■ What is being asked
Every line that contains the word "components" should be copied.

■ Given information

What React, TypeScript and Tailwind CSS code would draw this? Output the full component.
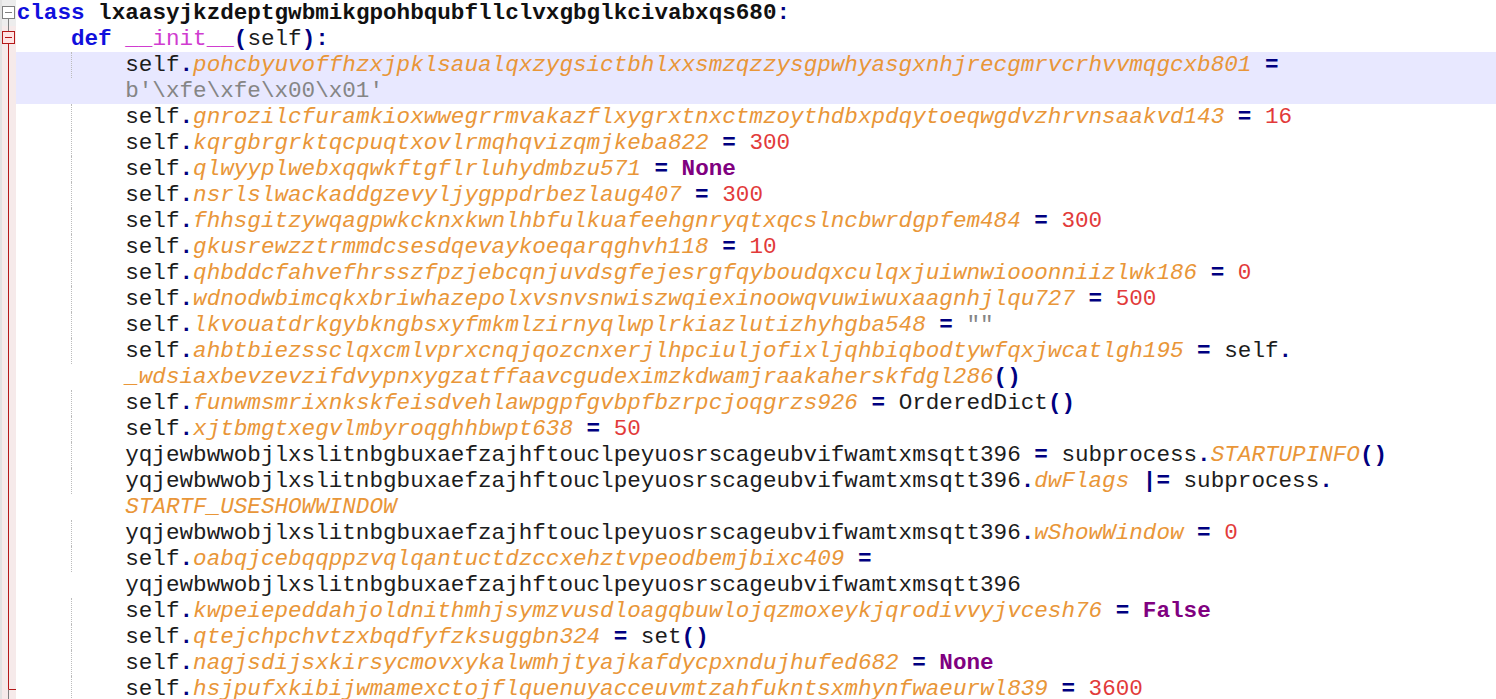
import React from "react";

type Kind = "kw" | "cls" | "def" | "op" | "id" | "attr" | "num" | "str" | "con";
type Tok = [string, Kind];

const K: Record<Kind, string> = {
  kw: "font-bold text-[#1010dd]",
  cls: "font-bold text-[#111111]",
  def: "text-[#d03cd0]",
  op: "font-bold text-[#000080]",
  id: "text-[#1c1c1c]",
  attr: "italic text-[#e99638]",
  num: "text-[#e23a3a]",
  str: "text-[#858585]",
  con: "font-bold text-[#800080]",
};

type Line = { indent: number; toks: Tok[]; guide: boolean; hl?: boolean };

const Y = "yqjewbwwobjlxslitnbgbuxaefzajhftouclpeyuosrscageubvifwamtxmsqtt396";

const sa = (attr: string, rhs: Tok[]): Line => ({
  indent: 8,
  guide: true,
  toks: [["self", "id"], [".", "op"], [attr, "attr"], [" ", "id"], ["=", "op"], [" ", "id"], ...rhs],
});

const lines: Line[] = [
  {
    indent: 0,
    guide: false,
    toks: [["class", "kw"], [" ", "id"], ["lxaasyjkzdeptgwbmikgpohbqubfllclvxgbglkcivabxqs680", "cls"], [":", "op"]],
  },
  {
    indent: 4,
    guide: false,
    toks: [["def", "kw"], [" ", "id"], ["__init__", "def"], ["(", "op"], ["self", "id"], [")", "op"], [":", "op"]],
  },
  {
    indent: 8,
    guide: true,
    hl: true,
    toks: [["self", "id"], [".", "op"], ["pohcbyuvoffhzxjpklsaualqxzygsictbhlxxsmzqzzysgpwhyasgxnhjrecgmrvcrhvvmqgcxb801", "attr"], [" ", "id"], ["=", "op"]],
  },
  { indent: 8, guide: false, hl: true, toks: [["b'\\xfe\\xfe\\x00\\x01'", "str"]] },
  sa("gnrozilcfuramkioxwwegrrmvakazflxygrxtnxctmzoythdbxpdqytoeqwgdvzhrvnsaakvd143", [["16", "num"]]),
  sa("kqrgbrgrktqcpuqtxovlrmqhqvizqmjkeba822", [["300", "num"]]),
  sa("qlwyyplwebxqqwkftgflrluhydmbzu571", [["None", "con"]]),
  sa("nsrlslwackaddgzevyljygppdrbezlaug407", [["300", "num"]]),
  sa("fhhsgitzywqagpwkcknxkwnlhbfulkuafeehgnryqtxqcslncbwrdgpfem484", [["300", "num"]]),
  sa("gkusrewzztrmmdcsesdqevaykoeqarqghvh118", [["10", "num"]]),
  sa("qhbddcfahvefhrsszfpzjebcqnjuvdsgfejesrgfqyboudqxculqxjuiwnwiooonniizlwk186", [["0", "num"]]),
  sa("wdnodwbimcqkxbriwhazepolxvsnvsnwiszwqiexinoowqvuwiwuxaagnhjlqu727", [["500", "num"]]),
  sa("lkvouatdrkgybkngbsxyfmkmlzirnyqlwplrkiazlutizhyhgba548", [['""', "str"]]),
  sa("ahbtbiezssclqxcmlvprxcnqjqozcnxerjlhpciuljofixljqhbiqbodtywfqxjwcatlgh195", [["self", "id"], [".", "op"]]),
  { indent: 8, guide: false, toks: [["_wdsiaxbevzevzifdvypnxygzatffaavcgudeximzkdwamjraakaherskfdgl286", "attr"], ["()", "op"]] },
  sa("funwmsmrixnkskfeisdvehlawpgpfgvbpfbzrpcjoqgrzs926", [["OrderedDict", "id"], ["()", "op"]]),
  sa("xjtbmgtxegvlmbyroqghhbwpt638", [["50", "num"]]),
  {
    indent: 8,
    guide: true,
    toks: [[Y, "id"], [" ", "id"], ["=", "op"], [" subprocess", "id"], [".", "op"], ["STARTUPINFO", "attr"], ["()", "op"]],
  },
  {
    indent: 8,
    guide: true,
    toks: [[Y, "id"], [".", "op"], ["dwFlags", "attr"], [" ", "id"], ["|=", "op"], [" subprocess", "id"], [".", "op"]],
  },
  { indent: 8, guide: false, toks: [["STARTF_USESHOWWINDOW", "attr"]] },
  {
    indent: 8,
    guide: true,
    toks: [[Y, "id"], [".", "op"], ["wShowWindow", "attr"], [" ", "id"], ["=", "op"], [" ", "id"], ["0", "num"]],
  },
  {
    indent: 8,
    guide: true,
    toks: [["self", "id"], [".", "op"], ["oabqjcebqqppzvqlqantuctdzccxehztvpeodbemjbixc409", "attr"], [" ", "id"], ["=", "op"]],
  },
  { indent: 8, guide: false, toks: [[Y, "id"]] },
  sa("kwpeiepeddahjoldnithmhjsymzvusdloagqbuwlojqzmoxeykjqrodivvyjvcesh76", [["False", "con"]]),
  sa("qtejchpchvtzxbqdfyfzksuggbn324", [["set", "id"], ["()", "op"]]),
  sa("nagjsdijsxkirsycmovxykalwmhjtyajkafdycpxndujhufed682", [["None", "con"]]),
  sa("hsjpufxkibijwmamexctojflquenuyacceuvmtzahfukntsxmhynfwaeurwl839", [["3600", "num"]]),
];

const GRAY = "#808080";
const RED = "#b41818";

function Marker({ i, last }: { i: number; last: number }) {
  const pinkBg = i >= 1;
  return (
    <div className={`w-[16px] shrink-0 ${pinkBg ? "bg-[#f6eaea]" : "bg-[#ededed]"}`}>
      <svg width="16" height="26" viewBox="0 0 16 26" className="block">
        <rect x="0" y="0" width="2" height="26" fill="#e2e2e2" />
        {i === 0 && (
          <>
            <rect x="2.5" y="6.5" width="12" height="12" fill="#ffffff" stroke={GRAY} />
            <line x1="5" y1="12.5" x2="12" y2="12.5" stroke={GRAY} />
            <line x1="8.5" y1="18.5" x2="8.5" y2="26" stroke={GRAY} />
          </>
        )}
        {i === 1 && (
          <>
            <line x1="8.5" y1="0" x2="8.5" y2="5.5" stroke={GRAY} />
            <rect x="2.5" y="5.5" width="12" height="12" fill="#ffe4e4" stroke={RED} />
            <line x1="5" y1="11.5" x2="12" y2="11.5" stroke={RED} />
            <line x1="8.5" y1="17.5" x2="8.5" y2="26" stroke={RED} />
          </>
        )}
        {i > 1 && i < last && <line x1="8.5" y1="0" x2="8.5" y2="26" stroke={RED} />}
        {i === last && (
          <>
            <line x1="8.5" y1="0" x2="8.5" y2="13.5" stroke={RED} />
            <line x1="8.5" y1="13.5" x2="16" y2="13.5" stroke={RED} />
            <line x1="8.5" y1="14" x2="8.5" y2="26" stroke={GRAY} />
          </>
        )}
      </svg>
    </div>
  );
}

export default function App() {
  const last = lines.length - 1;
  return (
    <div className="w-[1496px] h-[699px] overflow-hidden bg-white font-['Liberation_Mono','Courier_New',monospace] text-[22.62px]">
      {lines.map((ln, i) => (
        <div key={i} className="flex h-[26px]">
          <Marker i={i} last={last} />
          <div className={`flex flex-1 items-stretch pl-[0.7px] ${ln.hl ? "bg-[#e8e8ff]" : ""}`}>
            {ln.indent >= 4 && <span className="w-[4ch] shrink-0" />}
            {ln.indent >= 8 &&
              (ln.guide ? (
                <span className="w-[4ch] shrink-0 border-l border-dotted border-[#bcbcbc]" />
              ) : (
                <span className="w-[4ch] shrink-0" />
              ))}
            <span className="whitespace-pre leading-[26px]">
              {ln.toks.map(([t, k], j) => (
                <span key={j} className={K[k]}>
                  {t}
                </span>
              ))}
            </span>
          </div>
        </div>
      ))}
    </div>
  );
}
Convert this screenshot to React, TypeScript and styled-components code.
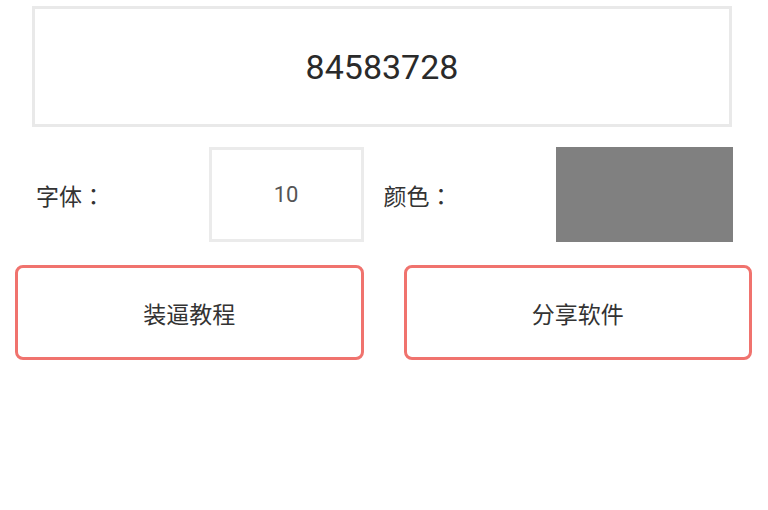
import React, { useState } from 'react';
import styled, { createGlobalStyle } from 'styled-components';

const GlobalStyle = createGlobalStyle`
  html, body {
    margin: 0;
    padding: 0;
    background: #ffffff;
  }
  body {
    font-family: Roboto, "Noto Sans CJK SC", sans-serif;
    color: #333333;
  }
`;

const App: React.FC = () => {
  const [code] = useState('84583728');
  const [fontSize] = useState(10);
  const [color] = useState('#808080');

  return (
    <>
      <GlobalStyle />
      <Page>
        <CodeBox>{code}</CodeBox>
        <SettingsRow>
          <Label>字体：</Label>
          <SizeBox>{fontSize}</SizeBox>
          <Label $gap>颜色：</Label>
          <ColorSwatch $color={color} />
        </SettingsRow>
        <ButtonRow>
          <OutlineButton>装逼教程</OutlineButton>
          <OutlineButton>分享软件</OutlineButton>
        </ButtonRow>
      </Page>
    </>
  );
};

const Page = styled.div`
  display: flex;
  flex-direction: column;
  padding-top: 6px;
  width: 768px;
  height: 510px;
  box-sizing: border-box;
`;

const CodeBox = styled.div`
  margin: 0 36px 0 32px;
  height: 121px;
  box-sizing: border-box;
  border: 3px solid #e9e9e9;
  display: flex;
  align-items: center;
  justify-content: center;
  font-family: Roboto, sans-serif;
  font-size: 34px;
  color: #2a2a2a;
`;

const SettingsRow = styled.div`
  display: flex;
  align-items: center;
  margin-top: 20px;
  padding: 0 35px 0 36px;
  height: 95px;
`;

const Label = styled.div<{ $gap?: boolean }>`
  flex: 1;
  margin-left: ${p => (p.$gap ? '20px' : '0')};
  font-family: "Noto Sans CJK TC", "Noto Sans CJK SC", sans-serif;
  font-size: 23px;
  color: #333333;
`;

const SizeBox = styled.div`
  width: 155px;
  height: 95px;
  box-sizing: border-box;
  border: 3px solid #ebebeb;
  display: flex;
  align-items: center;
  justify-content: center;
  font-family: Roboto, sans-serif;
  font-size: 22px;
  color: #555555;
`;

const ColorSwatch = styled.div<{ $color: string }>`
  width: 177px;
  height: 95px;
  background: ${p => p.$color};
`;

const ButtonRow = styled.div`
  display: flex;
  gap: 40px;
  margin-top: 23px;
  padding: 0 16px 0 15px;
`;

const OutlineButton = styled.button`
  flex: 1;
  height: 95px;
  box-sizing: border-box;
  border: 3px solid #f0736e;
  border-radius: 8px;
  background: #ffffff;
  font-family: "Noto Sans CJK SC", sans-serif;
  font-size: 23px;
  color: #333333;
  cursor: pointer;
`;

export default App;
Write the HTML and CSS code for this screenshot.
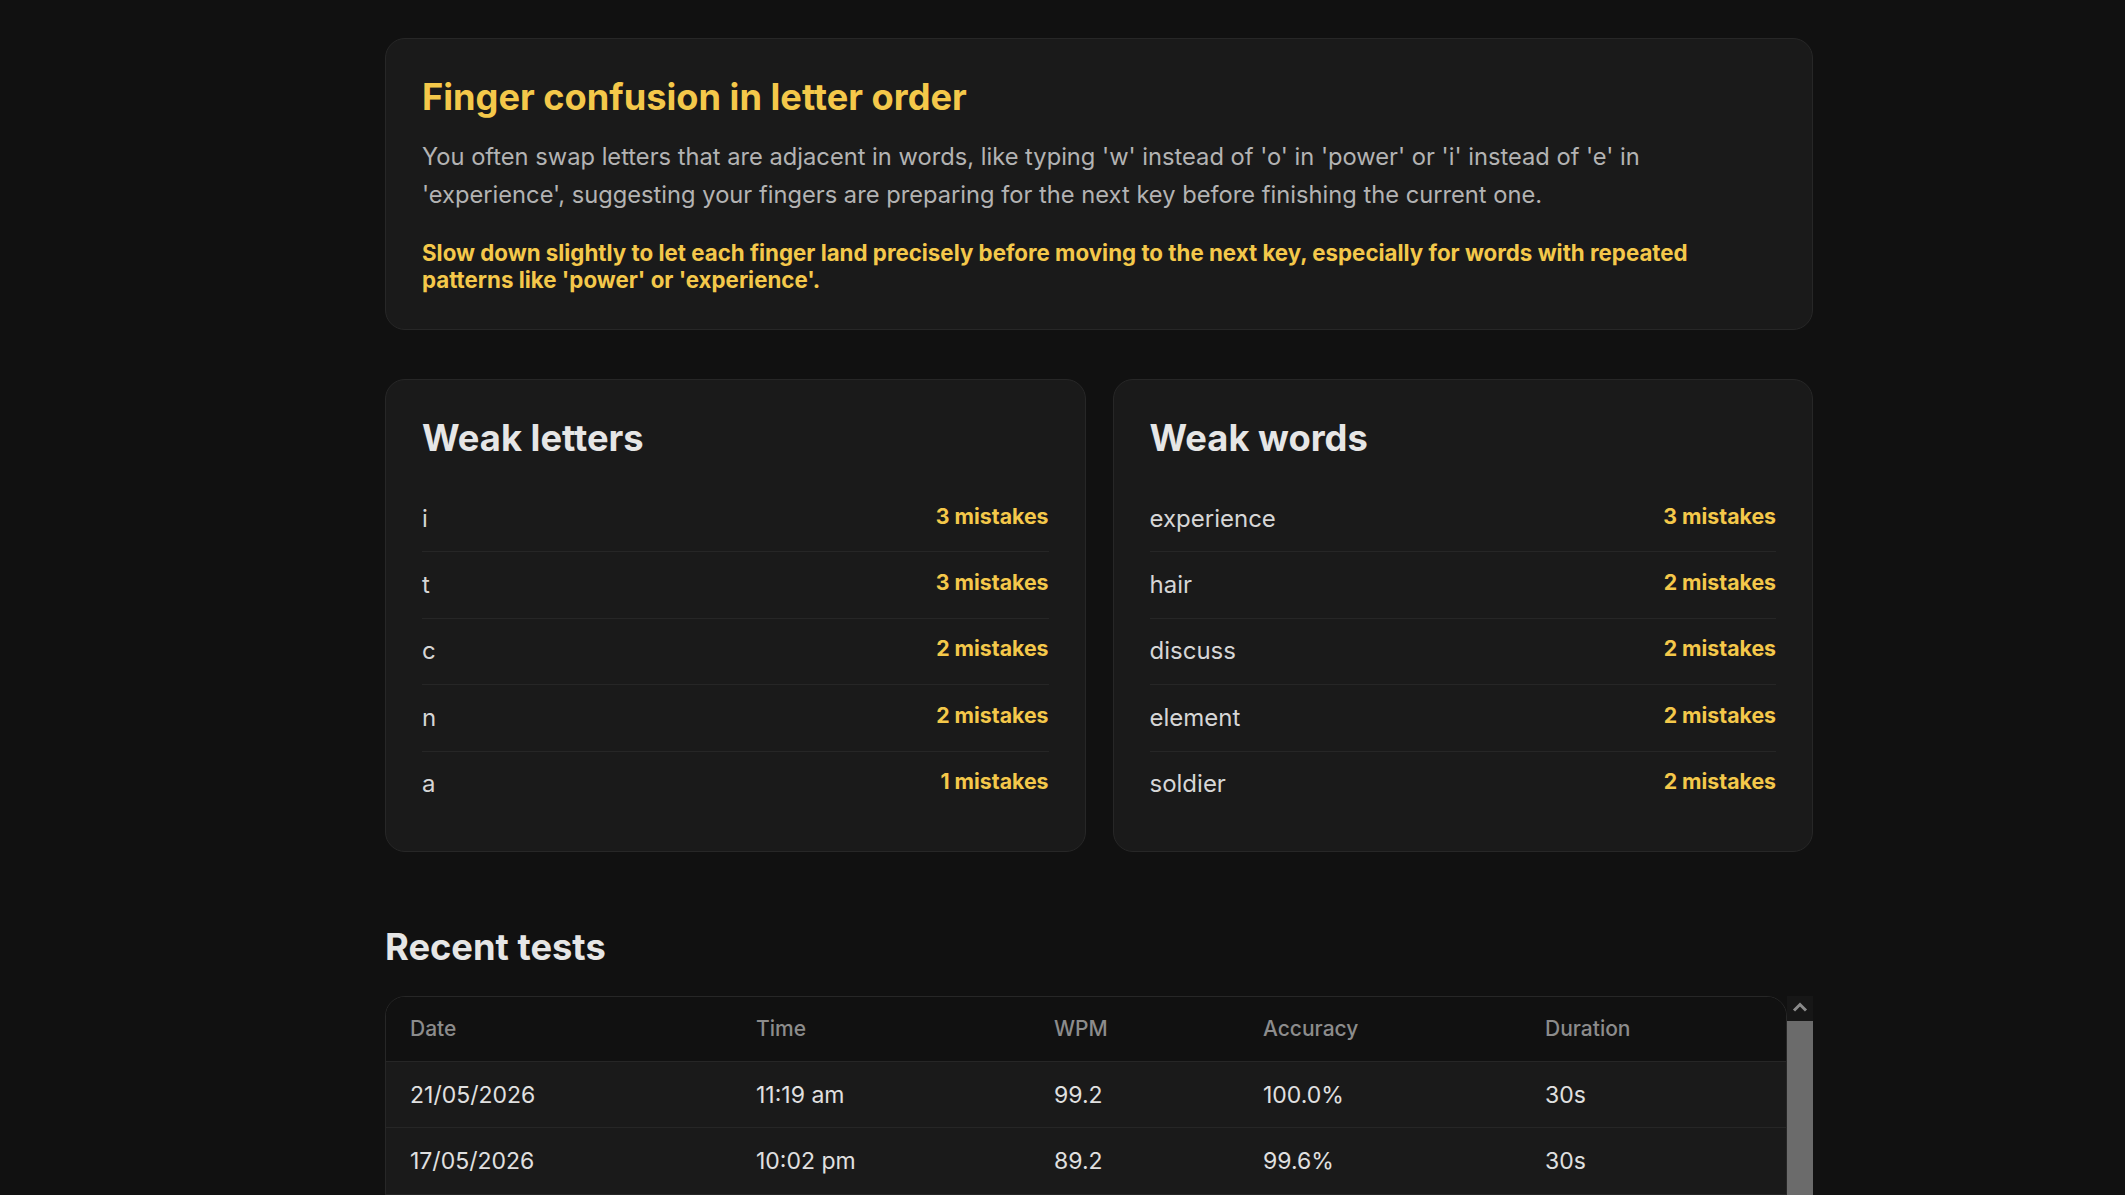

■ Task solution
Convert this screenshot to React, TypeScript and styled-components code.
import styled, { createGlobalStyle } from 'styled-components';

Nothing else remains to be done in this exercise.